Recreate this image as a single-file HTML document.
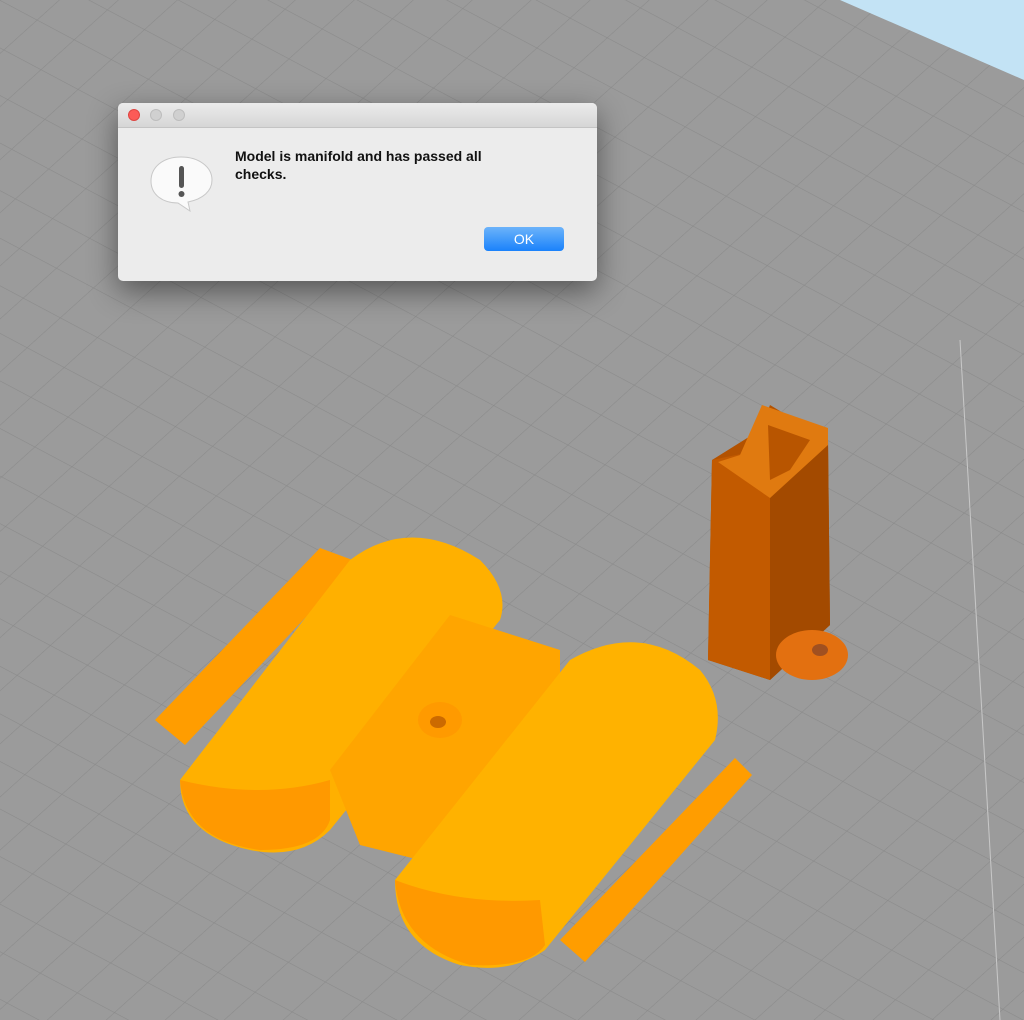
<!DOCTYPE html>
<html><head><style>
body{margin:0;width:1024px;height:1020px;overflow:hidden;background:#9b9b9b;font-family:"Liberation Sans",sans-serif;position:relative}
svg.bg{position:absolute;left:0;top:0}
.dlg{position:absolute;left:118px;top:103px;width:479px;height:178px;background:#ececec;border-radius:5px;box-shadow:0 10px 30px rgba(0,0,0,.45);overflow:hidden}
.tb{height:24px;background:linear-gradient(#ebebeb,#d6d6d6);border-bottom:1px solid #c4c4c4}
.dot{position:absolute;top:6px;width:12px;height:12px;border-radius:50%;background:#d0d0d0;border:1px solid #bdbdbd;box-sizing:border-box}
.msg{position:absolute;left:117px;top:44px;font-size:14px;font-weight:bold;color:#111;line-height:18px;width:300px}
.ok{position:absolute;left:366px;top:124px;width:80px;height:24px;border-radius:4px;background:linear-gradient(#6cb3fa,#1a82fb);color:#fff;font-size:14px;text-align:center;line-height:24px}
</style></head><body>
<svg class="bg" width="1024" height="1020">
<defs><pattern id="g" width="42" height="42" patternUnits="userSpaceOnUse" patternTransform="rotate(28) skewX(-20)">
<path d="M0 0H42M0 0V42" stroke="#8a8a8a" stroke-width="1.2" fill="none"/></pattern></defs>
<rect width="1024" height="1020" fill="url(#g)"/>
<polygon points="840,0 1024,0 1024,80" fill="#c3e3f5"/>
<line x1="960" y1="340" x2="1000" y2="1020" stroke="#c8c8c8" stroke-width="1"/>
<!-- bracket -->
<polygon points="712,460 760,430 770,405 828,440 830,625 770,680 708,660" fill="#b35200"/>
<polygon points="770,498 828,440 830,625 770,680" fill="#a34a00"/>
<polygon points="712,460 760,450 770,498 770,680 708,660" fill="#c25a00"/>
<polygon points="762,405 828,428 828,445 770,498 718,462 740,455" fill="#e07a10"/>
<polygon points="768,425 810,440 790,470 770,480" fill="#b85500"/>
<ellipse cx="812" cy="655" rx="36" ry="25" fill="#e37010"/>
<ellipse cx="820" cy="650" rx="8" ry="6" fill="#a05020"/>
<!-- main parts -->
<polygon points="155,720 320,548 358,562 185,745" fill="#ff9d00"/>
<polygon points="560,940 735,758 752,775 585,962" fill="#ff9d00"/>
<path d="M180,780 L350,560 Q410,515 480,560 Q510,590 500,620 L330,830 Q300,860 250,850 Q180,835 180,780Z" fill="#ffb000"/>
<path d="M180,780 Q185,840 260,850 Q320,850 330,820 L330,780 Q260,800 180,780Z" fill="#ff9900"/>
<polygon points="330,770 450,615 560,650 560,700 420,860 360,845" fill="#ffa500"/>
<path d="M395,880 L570,660 Q640,620 700,670 Q725,700 715,740 L545,950 Q510,975 460,965 Q395,945 395,880Z" fill="#ffb200"/>
<path d="M395,880 Q400,945 470,965 Q530,968 545,945 L540,900 Q460,905 395,880Z" fill="#ff9900"/>
<ellipse cx="440" cy="720" rx="22" ry="18" fill="#ff9a00"/>
<ellipse cx="438" cy="722" rx="8" ry="6" fill="#cc6a00"/>
</svg>
<div class="dlg">
<div class="tb"></div>
<div class="dot" style="left:10px;background:#fc5b57;border-color:#de4541"></div>
<div class="dot" style="left:32px"></div>
<div class="dot" style="left:55px"></div>
<svg style="position:absolute;left:30px;top:50px" width="66" height="62"><path d="M33 4C15 4 3 14 3 28C3 42 15 50 30 50L42 58L40 49C55 46 64 38 64 27C64 14 51 4 33 4Z" fill="#fafafa" stroke="#c8c8c8"/><rect x="31" y="13" width="5" height="22" rx="2.5" fill="#555"/><circle cx="33.5" cy="41" r="3" fill="#555"/></svg>
<div class="msg">Model is manifold and has passed all checks.</div>
<div class="ok">OK</div>
</div>
</body></html>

——

**WHAT THIS TASK INVOLVES**
Reproduce the material word for word. Any pictures should be left out of the copy.

**THE SOLUTION**
Recreate this image as a single-file HTML document.
<!DOCTYPE html>
<html><head><style>
body{margin:0;width:1024px;height:1020px;overflow:hidden;background:#9b9b9b;font-family:"Liberation Sans",sans-serif;position:relative}
svg.bg{position:absolute;left:0;top:0}
.dlg{position:absolute;left:118px;top:103px;width:479px;height:178px;background:#ececec;border-radius:5px;box-shadow:0 10px 30px rgba(0,0,0,.45);overflow:hidden}
.tb{height:24px;background:linear-gradient(#ebebeb,#d6d6d6);border-bottom:1px solid #c4c4c4}
.dot{position:absolute;top:6px;width:12px;height:12px;border-radius:50%;background:#d0d0d0;border:1px solid #bdbdbd;box-sizing:border-box}
.msg{position:absolute;left:117px;top:44px;font-size:14px;font-weight:bold;color:#111;line-height:18px;width:300px}
.ok{position:absolute;left:366px;top:124px;width:80px;height:24px;border-radius:4px;background:linear-gradient(#6cb3fa,#1a82fb);color:#fff;font-size:14px;text-align:center;line-height:24px}
</style></head><body>
<svg class="bg" width="1024" height="1020">
<defs><pattern id="g" width="42" height="42" patternUnits="userSpaceOnUse" patternTransform="rotate(28) skewX(-20)">
<path d="M0 0H42M0 0V42" stroke="#8a8a8a" stroke-width="1.2" fill="none"/></pattern></defs>
<rect width="1024" height="1020" fill="url(#g)"/>
<polygon points="840,0 1024,0 1024,80" fill="#c3e3f5"/>
<line x1="960" y1="340" x2="1000" y2="1020" stroke="#c8c8c8" stroke-width="1"/>
<!-- bracket -->
<polygon points="712,460 760,430 770,405 828,440 830,625 770,680 708,660" fill="#b35200"/>
<polygon points="770,498 828,440 830,625 770,680" fill="#a34a00"/>
<polygon points="712,460 760,450 770,498 770,680 708,660" fill="#c25a00"/>
<polygon points="762,405 828,428 828,445 770,498 718,462 740,455" fill="#e07a10"/>
<polygon points="768,425 810,440 790,470 770,480" fill="#b85500"/>
<ellipse cx="812" cy="655" rx="36" ry="25" fill="#e37010"/>
<ellipse cx="820" cy="650" rx="8" ry="6" fill="#a05020"/>
<!-- main parts -->
<polygon points="155,720 320,548 358,562 185,745" fill="#ff9d00"/>
<polygon points="560,940 735,758 752,775 585,962" fill="#ff9d00"/>
<path d="M180,780 L350,560 Q410,515 480,560 Q510,590 500,620 L330,830 Q300,860 250,850 Q180,835 180,780Z" fill="#ffb000"/>
<path d="M180,780 Q185,840 260,850 Q320,850 330,820 L330,780 Q260,800 180,780Z" fill="#ff9900"/>
<polygon points="330,770 450,615 560,650 560,700 420,860 360,845" fill="#ffa500"/>
<path d="M395,880 L570,660 Q640,620 700,670 Q725,700 715,740 L545,950 Q510,975 460,965 Q395,945 395,880Z" fill="#ffb200"/>
<path d="M395,880 Q400,945 470,965 Q530,968 545,945 L540,900 Q460,905 395,880Z" fill="#ff9900"/>
<ellipse cx="440" cy="720" rx="22" ry="18" fill="#ff9a00"/>
<ellipse cx="438" cy="722" rx="8" ry="6" fill="#cc6a00"/>
</svg>
<div class="dlg">
<div class="tb"></div>
<div class="dot" style="left:10px;background:#fc5b57;border-color:#de4541"></div>
<div class="dot" style="left:32px"></div>
<div class="dot" style="left:55px"></div>
<svg style="position:absolute;left:30px;top:50px" width="66" height="62"><path d="M33 4C15 4 3 14 3 28C3 42 15 50 30 50L42 58L40 49C55 46 64 38 64 27C64 14 51 4 33 4Z" fill="#fafafa" stroke="#c8c8c8"/><rect x="31" y="13" width="5" height="22" rx="2.5" fill="#555"/><circle cx="33.5" cy="41" r="3" fill="#555"/></svg>
<div class="msg">Model is manifold and has passed all checks.</div>
<div class="ok">OK</div>
</div>
</body></html>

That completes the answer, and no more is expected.